Leo Bersani asks: “For those of us interested in some other kind of sociality, what do we do?” It’s a damn good question. One I cannot answer alone. I think we all need to do something, but that this doing can’t simply mimic the doings that have been done. If loneliness continues to be seen as a defect, and the lonely the pariahs, the Debbie-Downers of the socially happy, can we ever really begin to reimagine how we all relate to one another?
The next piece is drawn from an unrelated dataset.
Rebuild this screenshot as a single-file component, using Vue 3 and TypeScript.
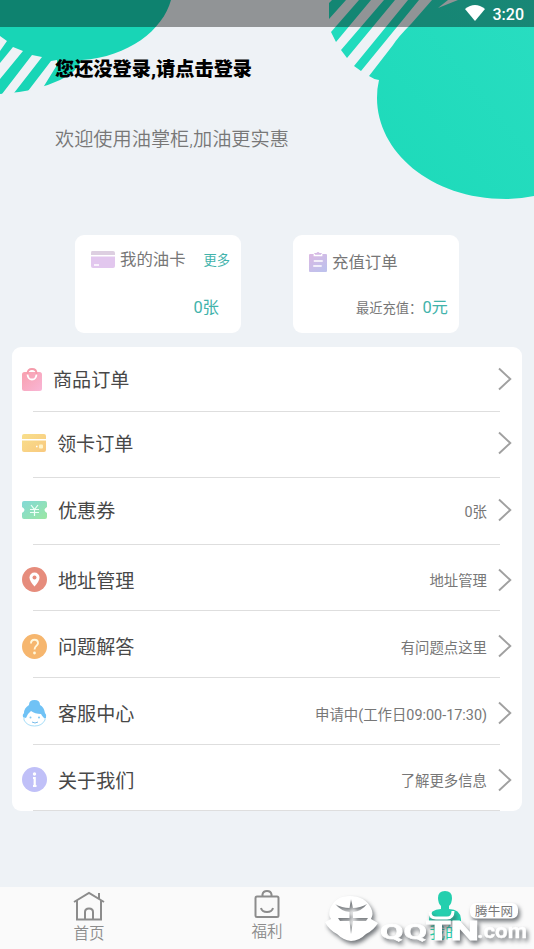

So in this movie Dream House a guy, played by Daniel Craig, has everything. He feels full. A wife, two great kids, a job that he quits to pursue his dream of becoming a writer. But then one day he wakes up and realizes he has nothing. Without giving the plot away, the film could have easily taken us (me and the four other people in the entire theatre) to the black dog of despair. Seriously, it’s a flippin’ miracle that it didn’t. How the film saved us from that cliche; however, was not by creating a happy ending where the man retrieves everything back that he had lost, or an ending where he gives up and gives into his sadness. Instead, we get a character who actively decides that the best thing to do is to keep going. He recognizes the perils in his life, finds some irony there, questions his mental state, realizes his misfittedness is just fine, and he emerges as someone who sees the sadness in other people and finds it within himself to help in any way he can. Not to fill him up. Not to replace something he had. Not to assuage his loneliness. But to go on.